In today's world of electronic communication, many contracts are negotiated without the parties concerned ever meeting face to face. But what about when it comes to signing the contract?

The olden days

In Scotland, traditionally, either:

  • all the parties had to be present in the same location to sign the contract; or
  • there was a "round robin" exercise whereby multiple copies of the principal contract would be posted from one party to the next to get signed. When signed in this way, the parties had to wait for the last party to sign before the contract was concluded.

The problems

It could be hard to get all parties in the one place, especially if located in different countries.

The signature process was time consuming and, where lengthy or multiple documents were involved, costly if it involved posting documents around all the parties.
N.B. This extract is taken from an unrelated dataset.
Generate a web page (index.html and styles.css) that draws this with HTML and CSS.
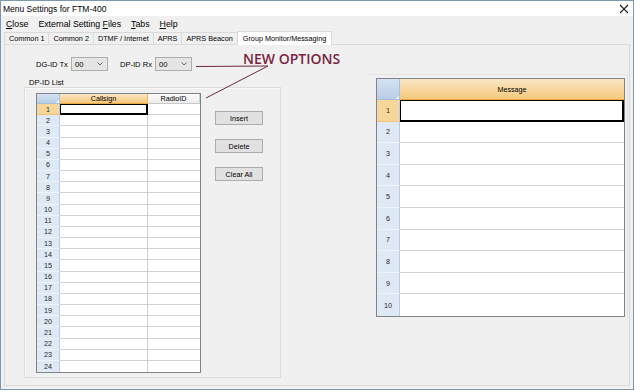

Lawyers found practical ways round this to enable transactions to complete even if people were signing at different locations. These were not ideal solutions and it became increasingly clear that Scots law could do with some changes to put things on a firmer footing.

What is "executing in counterpart" and how does that help?

Execution of a contract in counterpart involves each of the parties signing separate (but identical) copies of the contract.

Each party then exchanges their signed counterpart with the signed counterparts of the other party or parties.

The parties don't have to be in the same place to sign the contract or sign at the same time. Nor do they have to wait for a contract to be signed by the other party and sent on to them for signing.

Scots law on counterparts

The Legal Writings (Counterparts and Delivery) (Scotland) Act 2015 expressly permits execution by counterpart, thereby bringing Scots law in line with many other jurisdictions, including England.

A contract executed in counterpart will only become effective when each party delivers its signed counterpart to the other party or parties.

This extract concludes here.